Friday, May 3, 2013

Blessings in Disguise

story & illustrations by Lillian Lee


I could never forget the facial expressions of my parents at that time. Sparkling tears rolled in their eyes and dazzling smiles hung on their faces. They looked at me with so much love and pride as if I’d discovered America. Somehow I had a bad feeling—it was always the omen of a storm.



    After school, I walked into my parents’ room as usual. As I opened the door, I could feel delightful fairies dancing in the sweet air. Peaceful music flowed from the CD player. My mom sat in the armchair with my dad next to her. Mom asked me to sit in her lap while my dad hugged both of us for nearly thirty seconds. It was pleasant though I had no clue what this was all about. Just when everyone was still relishing our newly-found family warmth, unimaginable words slipped out of my father’s mouth and hit me like thunder…“You are going to have a baby sister!’’ my dad said joyfully as tears immediately poured down my face and I screamed like a lunatic. I couldn’t believe what I’d heard. Seized by a fit of rage, I vowed to myself that I would do everything to stop her from taking away what belonged to me. 


    I’d been the only daughter, the princess, for nearly 11 years! I didn’t want to share my parents’ love with anyone! Moreover, I couldn’t help feeling jealousy run up my spine when I saw my parents’ cheerful eyes. I was afraid the meat-ball-like baby would deprive me of my toys, my family’s love … and EVERYTHING! When my parents saw my reaction, the smiles on their faces disappeared, and the fairies were chased away by black demons. I was sorry to erase their smiles, but I couldn’t help myself. Afterwards, I was so heartbroken that I ran into my bedroom and cried for nearly three hours. Everything happened too quickly and my beautiful world collapsed within seconds.


While I hid myself away from Mom and Dad, strange ideas crossed my mind: I even thought of packing up and escaping from the house where there wouldn’t be any happiness left for me because of the unknown new family member. On the other hand, I chided myself for being such a wimp. I told myself that I was ready for a big battle, and the only enemy was my baby sister.


Nothing melted my determination to give my parents the silent treatment, not even when my dad went to China and left Mom in my care. One night after the shower, I was in such a hurry to watch my favorite TV show that I didn’t dry the bathroom floor. While I was watching TV, there was a strange sound coming out from the bathroom. At first, I thought it was a cat meowing. Not until I heard a series of faint knocking sounds did I dash to the door. When I opened it, I saw my mother sitting on the floor calling for help. My heart almost jumped out of my mouth. She looked pained and scared, her face as pale as a blank sheet, her hands holding onto her stomach. I swiftly held her up to her bed and called my aunt, who is a nurse, for help. My mom kept crying and asked my aunt a lot of questions. Her voice trembled with anxiety. It was then that I understood that she was really looking forward to the birth of my sister and that she was so afraid of losing her. More importantly, I knew whatever happened, I couldn’t live without my mom. Ever since then, I had made up my mind to take good care of my mom and the baby.  

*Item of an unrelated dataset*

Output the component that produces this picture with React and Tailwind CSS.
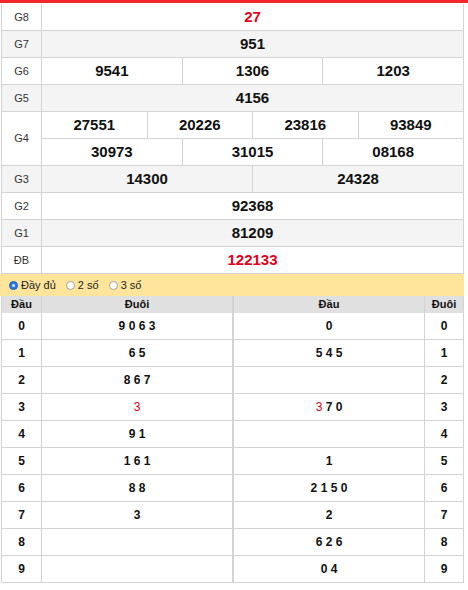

On the day my sister was born, her angel-like smile instantly softened my stone heart. I wish I could give her everything I had to keep her smile every day. A year later, God sent me another gift—my little brother was born. Now, I feel that I’m the happiest person in the world. My younger siblings liven up the dining table and the household. Because of them, my happiness has tripled.

Now at 16, I understand that happiness is always beside me, as long as I gladly accept what life offers. Thanks to God, I get the most valuable and the best gifts in the world. Who can be a luckier 16-year-old girl than me?